Supplied data.
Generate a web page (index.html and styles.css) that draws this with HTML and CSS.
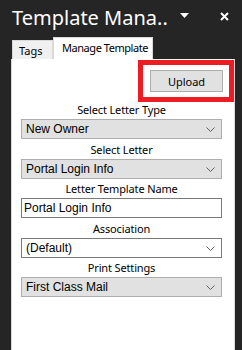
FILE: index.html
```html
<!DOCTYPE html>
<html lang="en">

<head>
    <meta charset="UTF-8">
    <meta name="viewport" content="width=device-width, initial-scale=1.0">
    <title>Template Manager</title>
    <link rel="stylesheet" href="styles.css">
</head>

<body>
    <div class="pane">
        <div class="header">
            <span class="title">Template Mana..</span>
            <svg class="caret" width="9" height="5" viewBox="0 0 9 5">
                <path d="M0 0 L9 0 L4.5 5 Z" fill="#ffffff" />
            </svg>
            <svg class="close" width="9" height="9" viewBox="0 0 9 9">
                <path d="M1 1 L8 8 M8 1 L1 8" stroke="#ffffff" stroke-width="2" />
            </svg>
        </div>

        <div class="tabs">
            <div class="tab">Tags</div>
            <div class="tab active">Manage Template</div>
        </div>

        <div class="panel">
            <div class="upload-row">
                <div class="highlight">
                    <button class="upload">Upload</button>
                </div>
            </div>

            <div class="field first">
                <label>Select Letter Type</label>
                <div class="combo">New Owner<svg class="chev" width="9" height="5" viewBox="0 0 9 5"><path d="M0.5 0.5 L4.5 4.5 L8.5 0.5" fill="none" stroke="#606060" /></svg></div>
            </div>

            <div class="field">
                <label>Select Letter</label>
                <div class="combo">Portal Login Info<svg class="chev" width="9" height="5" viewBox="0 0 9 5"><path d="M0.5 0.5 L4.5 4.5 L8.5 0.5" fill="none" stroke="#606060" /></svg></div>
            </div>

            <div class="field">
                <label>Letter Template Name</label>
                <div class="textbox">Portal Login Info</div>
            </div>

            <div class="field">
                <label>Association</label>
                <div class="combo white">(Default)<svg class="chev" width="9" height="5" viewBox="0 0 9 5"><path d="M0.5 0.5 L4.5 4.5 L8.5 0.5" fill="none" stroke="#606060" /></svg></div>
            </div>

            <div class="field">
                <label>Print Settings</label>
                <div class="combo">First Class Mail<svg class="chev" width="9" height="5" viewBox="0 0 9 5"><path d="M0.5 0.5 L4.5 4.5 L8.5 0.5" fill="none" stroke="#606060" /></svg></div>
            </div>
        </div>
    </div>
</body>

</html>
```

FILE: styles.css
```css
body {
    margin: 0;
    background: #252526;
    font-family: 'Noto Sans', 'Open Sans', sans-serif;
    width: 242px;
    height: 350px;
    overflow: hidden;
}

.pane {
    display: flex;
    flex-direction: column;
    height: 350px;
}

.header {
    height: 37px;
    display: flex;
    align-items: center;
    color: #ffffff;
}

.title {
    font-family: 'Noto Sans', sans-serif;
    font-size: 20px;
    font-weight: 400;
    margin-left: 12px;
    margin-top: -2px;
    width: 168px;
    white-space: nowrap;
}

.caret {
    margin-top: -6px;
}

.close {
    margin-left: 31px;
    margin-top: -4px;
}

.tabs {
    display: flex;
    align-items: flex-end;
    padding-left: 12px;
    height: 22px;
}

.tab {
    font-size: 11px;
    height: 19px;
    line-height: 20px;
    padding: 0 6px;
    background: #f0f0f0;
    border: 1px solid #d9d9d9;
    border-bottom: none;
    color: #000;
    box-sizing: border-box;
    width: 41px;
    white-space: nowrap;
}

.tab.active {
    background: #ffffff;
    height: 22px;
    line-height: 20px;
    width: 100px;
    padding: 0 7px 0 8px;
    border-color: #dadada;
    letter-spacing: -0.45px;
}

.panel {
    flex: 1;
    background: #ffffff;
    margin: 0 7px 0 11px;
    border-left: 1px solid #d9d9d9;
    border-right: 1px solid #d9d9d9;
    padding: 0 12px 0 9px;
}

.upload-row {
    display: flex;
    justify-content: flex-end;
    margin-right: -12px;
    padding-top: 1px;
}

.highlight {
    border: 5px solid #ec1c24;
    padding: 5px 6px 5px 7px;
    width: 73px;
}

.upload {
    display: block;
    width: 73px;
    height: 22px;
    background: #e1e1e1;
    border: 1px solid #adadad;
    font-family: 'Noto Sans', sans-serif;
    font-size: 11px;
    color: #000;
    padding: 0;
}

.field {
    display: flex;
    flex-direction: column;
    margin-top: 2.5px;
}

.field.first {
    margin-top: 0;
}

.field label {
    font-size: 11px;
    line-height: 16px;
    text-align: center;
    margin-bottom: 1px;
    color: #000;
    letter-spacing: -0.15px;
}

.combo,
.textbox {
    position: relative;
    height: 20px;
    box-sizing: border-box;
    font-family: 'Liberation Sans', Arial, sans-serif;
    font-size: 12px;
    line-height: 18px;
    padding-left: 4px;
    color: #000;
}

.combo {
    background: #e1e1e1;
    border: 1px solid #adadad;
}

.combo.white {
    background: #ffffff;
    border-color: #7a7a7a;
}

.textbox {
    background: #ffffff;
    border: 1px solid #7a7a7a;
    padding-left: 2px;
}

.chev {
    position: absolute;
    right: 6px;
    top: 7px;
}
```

Set exercise.
Retype the listing exactly. Pictures do not belong in the copy.

Complete answer.
Generate a web page (index.html and styles.css) that draws this with HTML and CSS.
FILE: index.html
```html
<!DOCTYPE html>
<html lang="en">

<head>
    <meta charset="UTF-8">
    <meta name="viewport" content="width=device-width, initial-scale=1.0">
    <title>Template Manager</title>
    <link rel="stylesheet" href="styles.css">
</head>

<body>
    <div class="pane">
        <div class="header">
            <span class="title">Template Mana..</span>
            <svg class="caret" width="9" height="5" viewBox="0 0 9 5">
                <path d="M0 0 L9 0 L4.5 5 Z" fill="#ffffff" />
            </svg>
            <svg class="close" width="9" height="9" viewBox="0 0 9 9">
                <path d="M1 1 L8 8 M8 1 L1 8" stroke="#ffffff" stroke-width="2" />
            </svg>
        </div>

        <div class="tabs">
            <div class="tab">Tags</div>
            <div class="tab active">Manage Template</div>
        </div>

        <div class="panel">
            <div class="upload-row">
                <div class="highlight">
                    <button class="upload">Upload</button>
                </div>
            </div>

            <div class="field first">
                <label>Select Letter Type</label>
                <div class="combo">New Owner<svg class="chev" width="9" height="5" viewBox="0 0 9 5"><path d="M0.5 0.5 L4.5 4.5 L8.5 0.5" fill="none" stroke="#606060" /></svg></div>
            </div>

            <div class="field">
                <label>Select Letter</label>
                <div class="combo">Portal Login Info<svg class="chev" width="9" height="5" viewBox="0 0 9 5"><path d="M0.5 0.5 L4.5 4.5 L8.5 0.5" fill="none" stroke="#606060" /></svg></div>
            </div>

            <div class="field">
                <label>Letter Template Name</label>
                <div class="textbox">Portal Login Info</div>
            </div>

            <div class="field">
                <label>Association</label>
                <div class="combo white">(Default)<svg class="chev" width="9" height="5" viewBox="0 0 9 5"><path d="M0.5 0.5 L4.5 4.5 L8.5 0.5" fill="none" stroke="#606060" /></svg></div>
            </div>

            <div class="field">
                <label>Print Settings</label>
                <div class="combo">First Class Mail<svg class="chev" width="9" height="5" viewBox="0 0 9 5"><path d="M0.5 0.5 L4.5 4.5 L8.5 0.5" fill="none" stroke="#606060" /></svg></div>
            </div>
        </div>
    </div>
</body>

</html>
```

FILE: styles.css
```css
body {
    margin: 0;
    background: #252526;
    font-family: 'Noto Sans', 'Open Sans', sans-serif;
    width: 242px;
    height: 350px;
    overflow: hidden;
}

.pane {
    display: flex;
    flex-direction: column;
    height: 350px;
}

.header {
    height: 37px;
    display: flex;
    align-items: center;
    color: #ffffff;
}

.title {
    font-family: 'Noto Sans', sans-serif;
    font-size: 20px;
    font-weight: 400;
    margin-left: 12px;
    margin-top: -2px;
    width: 168px;
    white-space: nowrap;
}

.caret {
    margin-top: -6px;
}

.close {
    margin-left: 31px;
    margin-top: -4px;
}

.tabs {
    display: flex;
    align-items: flex-end;
    padding-left: 12px;
    height: 22px;
}

.tab {
    font-size: 11px;
    height: 19px;
    line-height: 20px;
    padding: 0 6px;
    background: #f0f0f0;
    border: 1px solid #d9d9d9;
    border-bottom: none;
    color: #000;
    box-sizing: border-box;
    width: 41px;
    white-space: nowrap;
}

.tab.active {
    background: #ffffff;
    height: 22px;
    line-height: 20px;
    width: 100px;
    padding: 0 7px 0 8px;
    border-color: #dadada;
    letter-spacing: -0.45px;
}

.panel {
    flex: 1;
    background: #ffffff;
    margin: 0 7px 0 11px;
    border-left: 1px solid #d9d9d9;
    border-right: 1px solid #d9d9d9;
    padding: 0 12px 0 9px;
}

.upload-row {
    display: flex;
    justify-content: flex-end;
    margin-right: -12px;
    padding-top: 1px;
}

.highlight {
    border: 5px solid #ec1c24;
    padding: 5px 6px 5px 7px;
    width: 73px;
}

.upload {
    display: block;
    width: 73px;
    height: 22px;
    background: #e1e1e1;
    border: 1px solid #adadad;
    font-family: 'Noto Sans', sans-serif;
    font-size: 11px;
    color: #000;
    padding: 0;
}

.field {
    display: flex;
    flex-direction: column;
    margin-top: 2.5px;
}

.field.first {
    margin-top: 0;
}

.field label {
    font-size: 11px;
    line-height: 16px;
    text-align: center;
    margin-bottom: 1px;
    color: #000;
    letter-spacing: -0.15px;
}

.combo,
.textbox {
    position: relative;
    height: 20px;
    box-sizing: border-box;
    font-family: 'Liberation Sans', Arial, sans-serif;
    font-size: 12px;
    line-height: 18px;
    padding-left: 4px;
    color: #000;
}

.combo {
    background: #e1e1e1;
    border: 1px solid #adadad;
}

.combo.white {
    background: #ffffff;
    border-color: #7a7a7a;
}

.textbox {
    background: #ffffff;
    border: 1px solid #7a7a7a;
    padding-left: 2px;
}

.chev {
    position: absolute;
    right: 6px;
    top: 7px;
}
```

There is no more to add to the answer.